Evaluation of depth estimation of our method, testing individual contributions of motion and refinement components, and comparing to state-of-the-art monocular methods. The motion column denotes models that explicitly model object motion, while cap specifies the maximum depth cut-off for evaluation purposes in meters. Our results are also close to methods that used stereo (see text). For the purple columns, lower is better, for the yellow ones higher is better. KITTI dataset.

Depth prediction results when training on Cityscapes and evaluating on KITTI. Methods marked with an asterik (*) might use a different cropping as the exact parameters were not available.

Depth prediction from a single image compared to Lidar ground truth. KITTI dataset. Depth prediction (top); Lidar ground truth (bottom).

Effect of our refinement model (R). KITTI dataset (left columns), Cityscapes (right columns). Training is done on KITTI for this experiment. Notable improvements are achieved by the refinement model (bottom row), compared to the baseline (middle row), especially for fine structures (leftmost column). The effect is more pronounced on Cityscapes, since the algorithm is applied in zero-shot domain transfer, i.e. without training on Cityscapes itself.

One benefit of our approach is that individual object motion estimates in 3D are produced at inference and the direction and speed of every object in the scene can be obtained. Predicted motion vectors normalized to unit vectors are shown (yaw, pitch, raw are not shown for clarity).

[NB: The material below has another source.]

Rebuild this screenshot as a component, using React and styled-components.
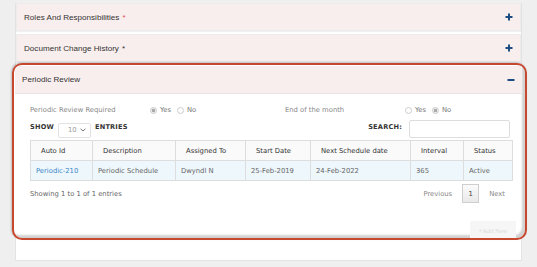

Testing on the Fetch robot Indoor Navigation dataset. The model is trained on the Cityscapes dataset which is outdoors and only tested on the indoors navigation data. As seen our method (bottom row) is able to adapt online and produces much better and visually compelling results than the baseline (middle row) in this challenging transfer setting.

Quantitative evaluation of odometry on the KITTI Odometry test sequences. Methods using more information than a set of rolling 3-frames are marked (*). Models that are trained on a different part of the dataset are marked (†).